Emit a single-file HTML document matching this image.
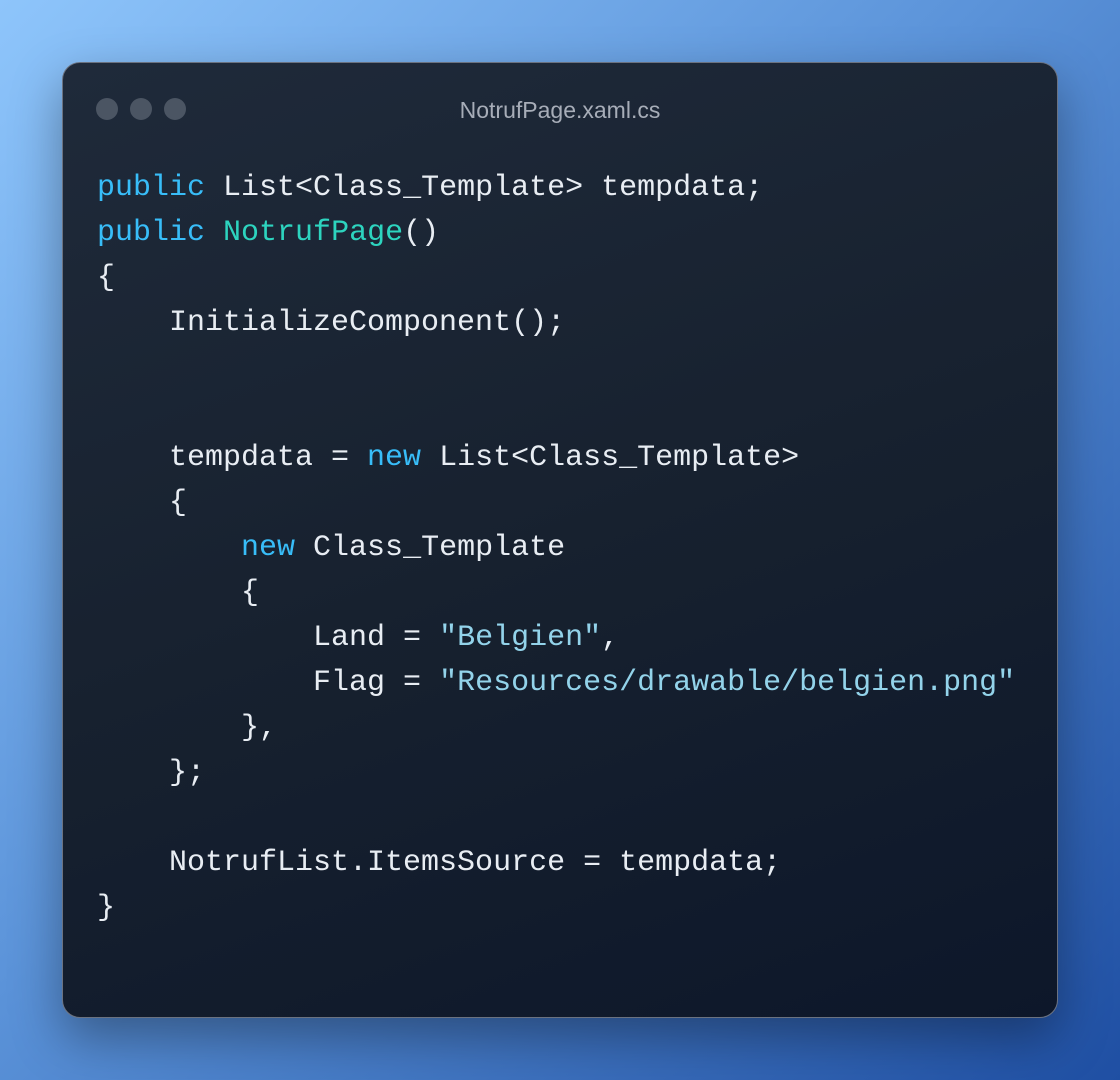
<!DOCTYPE html>
<html><head><meta charset="utf-8"><style>
html,body{margin:0;padding:0;}
body{width:1120px;height:1080px;overflow:hidden;background:linear-gradient(135deg,#8ec5fb 0%,#5b93d9 45%,#1f4fa3 100%);position:relative;font-family:"Liberation Sans",sans-serif;}
.win{position:absolute;left:62px;top:62px;width:996px;height:956px;border-radius:18px;border:1px solid #6b7280;background:linear-gradient(160deg,#1f2a3a 0%,#17212f 50%,#0d172a 100%);box-shadow:0 20px 50px rgba(0,0,0,0.35);box-sizing:border-box;}
.dot{position:absolute;top:35px;width:22px;height:22px;border-radius:50%;background:#4b5563;}
.title{position:absolute;top:33px;left:0;width:100%;text-align:center;color:#a7adb8;font-size:23px;line-height:28px;}
pre{position:absolute;left:34px;top:103px;margin:0;font-family:"Liberation Mono",monospace;font-size:30px;line-height:45px;color:#e8edf3;}
.k{color:#38bdf8}.f{color:#2dd4bf}.s{color:#93d3ea}
</style></head><body>
<div class="win">
<div class="dot" style="left:33px"></div><div class="dot" style="left:67px"></div><div class="dot" style="left:101px"></div>
<div class="title">NotrufPage.xaml.cs</div>
<pre><span class="k">public</span> List&lt;Class_Template&gt; tempdata;
<span class="k">public</span> <span class="f">NotrufPage</span>()
{
    InitializeComponent();


    tempdata = <span class="k">new</span> List&lt;Class_Template&gt;
    {
        <span class="k">new</span> Class_Template
        {
            Land = <span class="s">"Belgien"</span>,
            Flag = <span class="s">"Resources/drawable/belgien.png"</span>
        },
    };

    NotrufList.ItemsSource = tempdata;
}</pre>
</div>
</body></html>
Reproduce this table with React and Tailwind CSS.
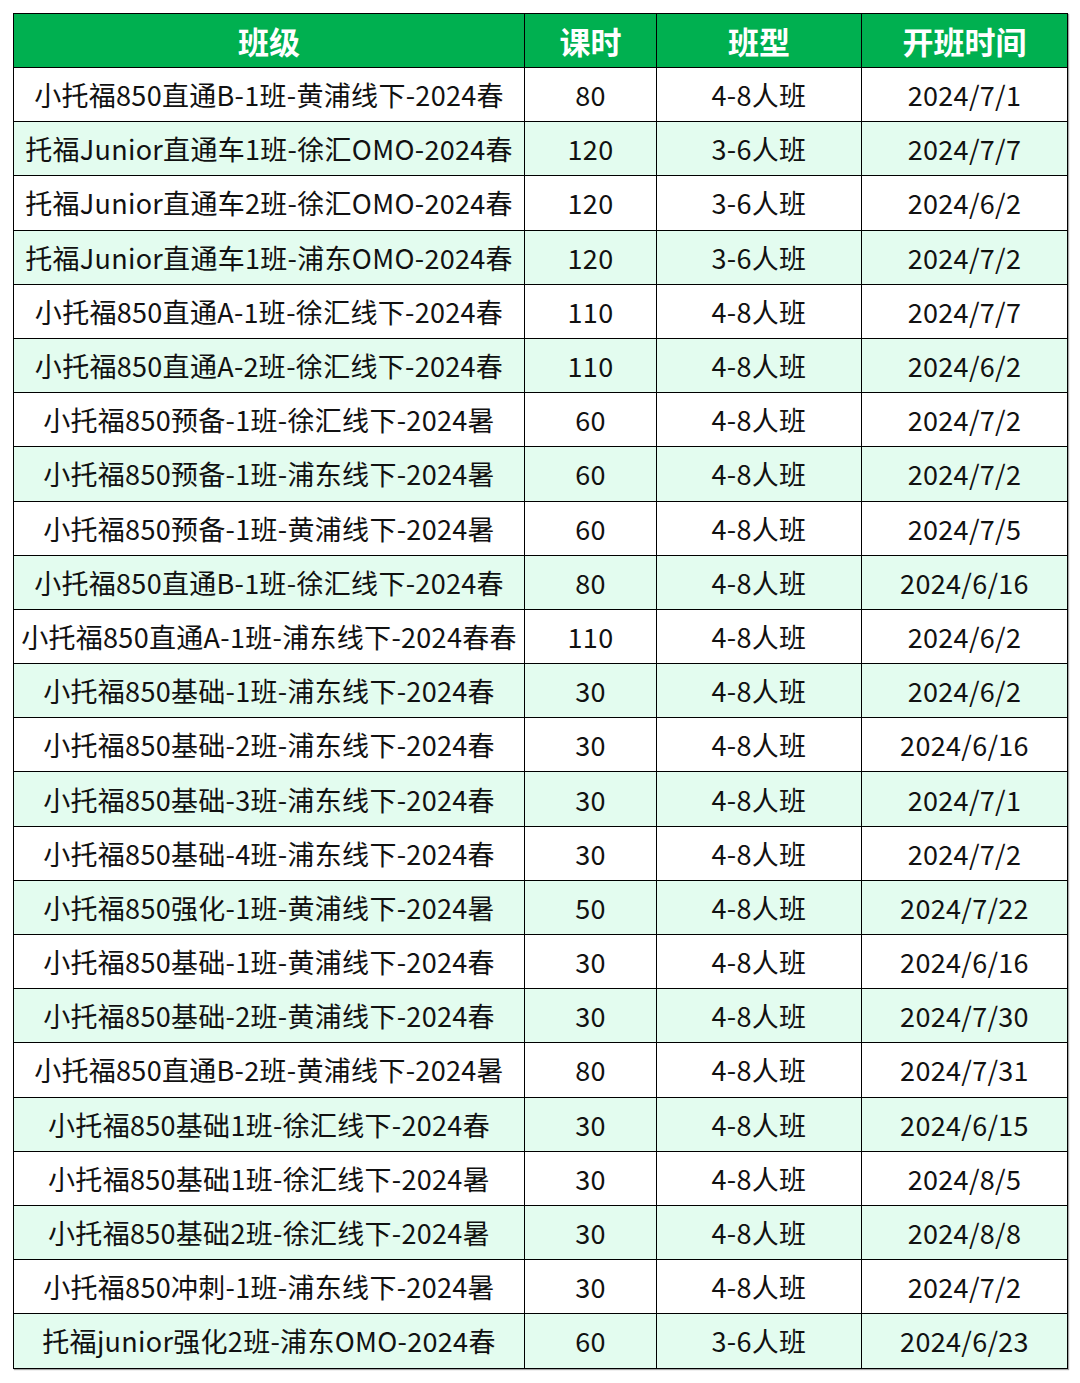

---+---

EXERCISE:
Reproduce all entries exactly. Pictures do not belong in the copy.

CORRECT RESULT:
Emit a single-file HTML document matching this image.
<!DOCTYPE html>
<html><head><meta charset="utf-8"><style>
html,body{margin:0;padding:0;}
body{width:1120px;height:1080px;overflow:hidden;background:linear-gradient(135deg,#8ec5fb 0%,#5b93d9 45%,#1f4fa3 100%);position:relative;font-family:"Liberation Sans",sans-serif;}
.win{position:absolute;left:62px;top:62px;width:996px;height:956px;border-radius:18px;border:1px solid #6b7280;background:linear-gradient(160deg,#1f2a3a 0%,#17212f 50%,#0d172a 100%);box-shadow:0 20px 50px rgba(0,0,0,0.35);box-sizing:border-box;}
.dot{position:absolute;top:35px;width:22px;height:22px;border-radius:50%;background:#4b5563;}
.title{position:absolute;top:33px;left:0;width:100%;text-align:center;color:#a7adb8;font-size:23px;line-height:28px;}
pre{position:absolute;left:34px;top:103px;margin:0;font-family:"Liberation Mono",monospace;font-size:30px;line-height:45px;color:#e8edf3;}
.k{color:#38bdf8}.f{color:#2dd4bf}.s{color:#93d3ea}
</style></head><body>
<div class="win">
<div class="dot" style="left:33px"></div><div class="dot" style="left:67px"></div><div class="dot" style="left:101px"></div>
<div class="title">NotrufPage.xaml.cs</div>
<pre><span class="k">public</span> List&lt;Class_Template&gt; tempdata;
<span class="k">public</span> <span class="f">NotrufPage</span>()
{
    InitializeComponent();


    tempdata = <span class="k">new</span> List&lt;Class_Template&gt;
    {
        <span class="k">new</span> Class_Template
        {
            Land = <span class="s">"Belgien"</span>,
            Flag = <span class="s">"Resources/drawable/belgien.png"</span>
        },
    };

    NotrufList.ItemsSource = tempdata;
}</pre>
</div>
</body></html>
Reproduce this table with React and Tailwind CSS.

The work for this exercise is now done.